Netflix’s The Gentleman Driver: How the Amateurs Make Motorsport Unique

“Gentleman drivers are drivers that are not professional — that are rich. They have lots of money, more money than sense.”

New Netflix documentary The Gentleman Driver starts off with a pretty withering view of its subject. Vox pops weigh in on the subject, punctuated by clips of racing incidents where the amateurs were at fault. Taking pride of place is Paul Dalla Lana’s final hour, self-inflicted crash that took the 2015 24 Hours of Le Mans class win away from him and his team.

The film seeks to cover the value that amateur drivers bring to sportscar racing. As narrator, and voice of Le Mans, John Hindhaugh explains, these drivers bring in money that allows some teams to stay in business, but do they add to the racing?

Gentleman racers are enshrined in the rules of the sport — some categories require an amateur driver. As well they should: the first racing drivers were almost always those wealthy enough to afford the cars in the first place. If it weren’t for the gentleman driver, motor racing wouldn’t exist.

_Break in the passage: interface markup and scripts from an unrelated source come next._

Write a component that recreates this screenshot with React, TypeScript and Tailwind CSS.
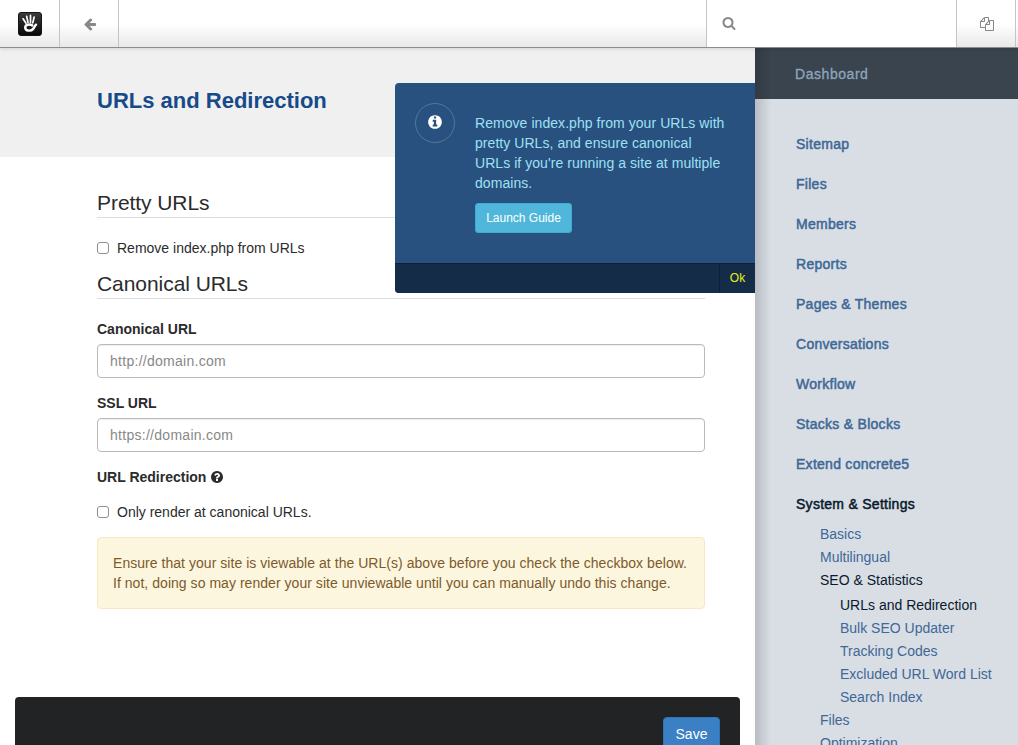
import React from "react";

const PATHS = {
  arrow:
    "M1664 896v128q0 53-32.5 90.5t-84.5 37.5h-704l293 294q38 36 38 90t-38 90l-75 76q-37 37-90 37-52 0-91-37l-651-652q-37-37-37-90 0-52 37-91l651-650q38-38 91-38 52 0 90 38l75 74q38 38 38 91t-38 91l-293 293h704q52 0 84.5 37.5t32.5 90.5z",
  search:
    "M1216 832q0-185-131.5-316.5t-316.5-131.5-316.5 131.5-131.5 316.5 131.5 316.5 316.5 131.5 316.5-131.5 131.5-316.5zm512 832q0 52-38 90t-90 38q-54 0-90-38l-343-342q-179 124-399 124-143 0-273.5-55.5t-225-150-150-225-55.5-273.5 55.5-273.5 150-225 225-150 273.5-55.5 273.5 55.5 225 150 150 225 55.5 273.5q0 220-124 399l343 343q37 37 37 90z",
  info:
    "M1152 1376v-160q0-14-9-23t-23-9h-96v-512q0-14-9-23t-23-9h-320q-14 0-23 9t-9 23v160q0 14 9 23t23 9h96v320h-96q-14 0-23 9t-9 23v160q0 14 9 23t23 9h448q14 0 23-9t9-23zm-128-896v-160q0-14-9-23t-23-9h-192q-14 0-23 9t-9 23v160q0 14 9 23t23 9h192q14 0 23-9t9-23zm640 416q0 209-103 385.5t-279.5 279.5-385.5 103-385.5-103-279.5-279.5-103-385.5 103-385.5 279.5-279.5 385.5-103 385.5 103 279.5 279.5 103 385.5z",
  question:
    "M1024 1376v-192q0-14-9-23t-23-9h-192q-14 0-23 9t-9 23v192q0 14 9 23t23 9h192q14 0 23-9t9-23zm256-672q0-88-55.5-163t-138.5-116-170-41q-243 0-371 213-15 24 8 42l132 100q7 6 19 6 16 0 25-12 53-68 86-92 34-24 86-24 48 0 85.5 26t37.5 59q0 38-20 61t-68 45q-63 28-115.5 86.5t-52.5 125.5v36q0 14 9 23t23 9h192q14 0 23-9t9-23q0-19 21.5-49.5t54.5-49.5q32-18 49-28.5t46-35 44.5-48 28-60.5 12.5-81zm384 192q0 209-103 385.5t-279.5 279.5-385.5 103-385.5-103-279.5-279.5-103-385.5 103-385.5 279.5-279.5 385.5-103 385.5 103 279.5 279.5 103 385.5z",
  files:
    "M1696 384q40 0 68 28t28 68v1216q0 40-28 68t-68 28h-960q-40 0-68-28t-28-68v-288h-544q-40 0-68-28t-28-68v-672q0-40 20-88t48-76l408-408q28-28 76-48t88-20h416q40 0 68 28t28 68v328q68-40 128-40h416zm-544 213l-299 299h299v-299zm-640-384l-299 299h299v-299zm196 647l316-316v-416h-384v416q0 40-28 68t-68 28h-416v640h512v-256q0-40 20-88t48-76zm956 804v-1152h-384v416q0 40-28 68t-68 28h-416v640h896z",
};

function Icon({ name, className }: { name: keyof typeof PATHS; className: string }) {
  return (
    <svg viewBox="0 0 1792 1792" fill="currentColor" className={className} aria-hidden="true">
      <path d={PATHS[name]} />
    </svg>
  );
}

function Logo() {
  return (
    <svg viewBox="0 0 24 24" className="size-6" aria-hidden="true">
      <defs>
        <linearGradient id="logo-bg" x1="0" y1="0" x2="0" y2="1">
          <stop offset="0" stopColor="#3c3c3c" />
          <stop offset="1" stopColor="#080808" />
        </linearGradient>
      </defs>
      <rect x="0.5" y="0.5" width="23" height="23" rx="2.5" fill="url(#logo-bg)" stroke="#151515" />
      <g fill="none" stroke="#fff" strokeLinecap="round">
        <path d="M5.100 6.800L8 11.300M8.700 4.300l1.300 6.200M12.500 3.400v7M16.100 5.200l-1.300 5.600" strokeWidth="1.700" />
        <path d="M14.200 13.400c-2.400-1.400-6.900-1.100-7 2 .1 3.900 5.800 4.100 8 1.500 1-1.300 1.600-3 2.800-4.200" strokeWidth="2.400" />
      </g>
    </svg>
  );
}

const sections = [
  "Sitemap",
  "Files",
  "Members",
  "Reports",
  "Pages & Themes",
  "Conversations",
  "Workflow",
  "Stacks & Blocks",
  "Extend concrete5",
];

const seoPages = ["Bulk SEO Updater", "Tracking Codes", "Excluded URL Word List", "Search Index"];

function TopBar() {
  return (
    <header className="relative z-20 flex h-12 shrink-0 border-b border-[#8c8c8c] bg-linear-to-b from-white from-50% to-[#e9e9e9] text-[#888] shadow-[0_1px_4px_rgba(0,0,0,0.12)]">
      <a className="flex w-[60px] items-center justify-center border-r border-[#c4c4c4]">
        <Logo />
      </a>
      <a className="flex w-[59px] items-center justify-center border-r border-[#c4c4c4] pl-0.5">
        <Icon name="arrow" className="size-3.5" />
      </a>
      <div className="flex-1" />
      <div className="flex w-[251px] items-center border-x border-[#c4c4c4] bg-white pl-[15px]">
        <Icon name="search" className="mb-0.5 size-3.5" />
      </div>
      <a className="flex w-[59px] items-center justify-center border-r border-[#c4c4c4] pl-0.5">
        <Icon name="files" className="size-3.5" />
      </a>
      <div className="w-0.5" />
    </header>
  );
}

function Field({ label, placeholder }: { label: string; placeholder: string }) {
  return (
    <div className="mb-[15px]">
      <label className="mb-[5px] block font-bold">{label}</label>
      <input
        placeholder={placeholder}
        className="block h-[34px] w-full rounded border border-[#bbb] bg-white px-3 tracking-[0.28px] shadow-[inset_0_1px_1px_rgba(0,0,0,0.075)] placeholder:text-[#888]"
      />
    </div>
  );
}

function Check({ label }: { label: string }) {
  return (
    <label className="flex h-5 items-center">
      <input
        type="checkbox"
        className="mr-2 size-3 shrink-0 appearance-none rounded-[3px] border border-[#8f8f8f] bg-white"
      />
      <span>{label}</span>
    </label>
  );
}

function Notice() {
  return (
    <aside className="absolute top-[35px] right-0 z-10 flex h-[210px] w-[360px] flex-col overflow-hidden rounded-l bg-[#28517f]">
      <div className="flex flex-1 px-5 pt-5">
        <div className="flex size-10 shrink-0 items-center justify-center rounded-full border border-[#54769d] text-white">
          <Icon name="info" className="mb-0.5 size-4" />
        </div>
        <div className="ml-5 pt-2.5 text-[#9fe0f4]">
          <p className="tracking-[0.055px] whitespace-nowrap">
            Remove index.php from your URLs with
            <br />
            pretty URLs, and ensure canonical
            <br />
            URLs if you're running a site at multiple
            <br />
            domains.
          </p>
          <button className="mt-2.5 h-[30px] w-[97px] rounded-[3px] border border-[#3aadd2] bg-[#50b7da] text-xs text-white">
            Launch Guide
          </button>
        </div>
      </div>
      <div className="flex h-[30px] justify-end border-t border-[#09213f] bg-[#152c48]">
        <button className="w-9 border-l border-[#09213f] pb-0.5 text-xs text-[#e6f01a]">Ok</button>
      </div>
    </aside>
  );
}

function Sidebar() {
  return (
    <nav className="relative flex w-[263px] shrink-0 flex-col overflow-hidden bg-[#d9dee5] text-[#3e6897]">
      <div className="flex h-[51px] shrink-0 items-center bg-[#3a444e] pl-10 tracking-[0.55px] text-[#8fa5bd] [-webkit-text-stroke:0.3px]">
        Dashboard
      </div>
      <div className="pt-[35px] pl-[41px] whitespace-nowrap">
        <ul className="flex flex-col gap-5 tracking-[0.27px] [-webkit-text-stroke:0.5px]">
          {sections.map((label) => (
            <li key={label}>{label}</li>
          ))}
          <li className="text-[#0a1a2e]">System &amp; Settings</li>
        </ul>
        <ul className="mt-[9px] pl-6 leading-[23px]">
          <li>Basics</li>
          <li>Multilingual</li>
          <li className="text-[#0a1a2e]">SEO &amp; Statistics</li>
          <li className="pt-0.5 pl-5">
            <ul>
              <li className="text-[#0a1a2e]">URLs and Redirection</li>
              {seoPages.map((p) => (
                <li key={p}>{p}</li>
              ))}
            </ul>
          </li>
          <li>Files</li>
          <li>Optimization</li>
        </ul>
      </div>
      <div className="absolute inset-y-0 left-0 w-4 bg-linear-to-r from-black/15 to-transparent" />
    </nav>
  );
}

export default function App() {
  return (
    <div className="flex h-[745px] w-[1018px] flex-col overflow-hidden bg-white font-['Liberation_Sans',Arial,sans-serif] text-sm leading-5 text-[#2b2b2b]">
      <TopBar />
      <div className="flex min-h-0 flex-1">
        <main className="relative flex min-w-0 flex-1 flex-col">
          <div className="h-[109px] shrink-0 bg-[#f0f0f0] px-[97px] pt-10">
            <h1 className="text-[22px] leading-[26px] font-bold text-[#164a8a]">URLs and Redirection</h1>
          </div>
          <div className="w-[802px] px-[97px] pt-[33px]">
            <h2 className="h-7 border-b border-[#ddd] text-[21px] leading-[25px] tracking-[-0.06px]">Pretty URLs</h2>
            <div className="mt-5">
              <Check label="Remove index.php from URLs" />
            </div>
            <h2 className="mt-[13px] mb-5 h-7 border-b border-[#ddd] text-[21px] leading-[25px] tracking-[-0.06px]">
              Canonical URLs
            </h2>
            <Field label="Canonical URL" placeholder="http://domain.com" />
            <Field label="SSL URL" placeholder="https://domain.com" />
            <div className="flex items-center gap-1 font-bold">
              URL Redirection
              <Icon name="question" className="size-3.5" />
            </div>
            <div className="mt-[15px]">
              <Check label="Only render at canonical URLs." />
            </div>
            <div className="mt-[15px] h-[72px] rounded border border-[#f9e6c5] bg-[#fcf6df] p-[15px] tracking-[0.04px] whitespace-nowrap text-[#7d5a2c]">
              Ensure that your site is viewable at the URL(s) above before you check the checkbox below.
              <br />
              If not, doing so may render your site unviewable until you can manually undo this change.
            </div>
          </div>
          <div className="mx-[15px] mt-auto flex h-12 justify-end rounded-t bg-[#222324] pt-5 pr-5">
            <button className="h-[34px] w-[57px] rounded border border-[#2f73b8] bg-[#3b7fc4] text-white">Save</button>
          </div>
          <Notice />
        </main>
        <Sidebar />
      </div>
    </div>
  );
}
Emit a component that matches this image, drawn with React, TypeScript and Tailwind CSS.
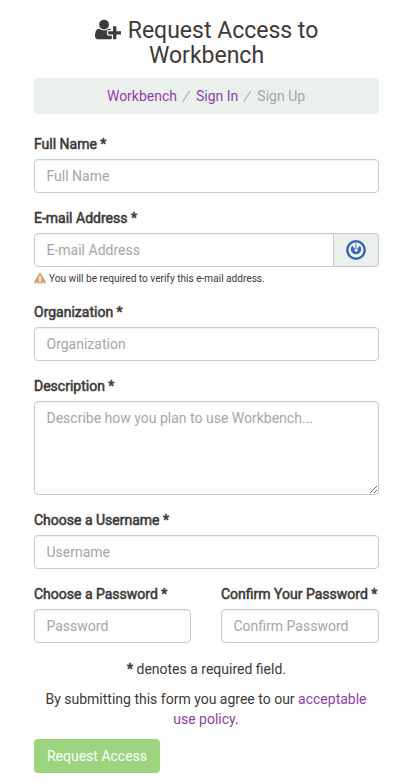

As one member of the public points out in the film, the spread of abilities among the gentlemen makes things a little less predictable. Hindhaugh himself notes that if the professionals cancel each other out, your amateur driver is what makes the difference.

The documentary follows four such gentlemen across the 2016 World Endurance Championship season. Dalla Lana, founder of a Canadian healthcare real estate company and Aston Martin GTE-Am driver, is among them. Joining him are LMP2 rivals Ed Brown, Michael Guasch, and Ricardo Gonzalez.

Brown is CEO of Patron, the premium tequila brand, and also runs the Tequila Patron ESM race team. Guasch founded Molecule Labs, one of the world’s major producers of vaping chemicals. Gonzalez is not only in charge of RGR Sport, he became the race promoter for the 6 Hours of Mexico.

Each is certainly rich, but do they really have more money than sense? It certainly seems that way when Brown has an airborne crash at COTA, but the viewer quickly discovers the car failed the driver, rather than the other way round.

The Gentleman Driver also looks at what makes each of the four tick, visiting them at their day jobs. For some, racing is an escape from the 24/7 contact that goes with being a CEO. Sometimes racing is simply an extension of the behaviors that make them successful in the business world.

More than this though, the show also establishes the dedication each has to the sport — as Guasch pores through telemetry and endures a punishing workout, you’re left with the impression that the quartet are simply racing drivers with a very well-paid day job. Each has tried to learn their craft to become effective members of the team, more than happy to take direction from their professional team mates.

If nothing else, The Gentleman Driver will leave you with a new found appreciation for the role of amateurs in the sport. Although their money is important to keep teams rolling, the fact is that it’s no vanity project. They’re not just buying a race seat — each Gentleman has earned his spot.

Two of them are world champions in the sport too. Who can say that of a businessman who buys an NFL franchise?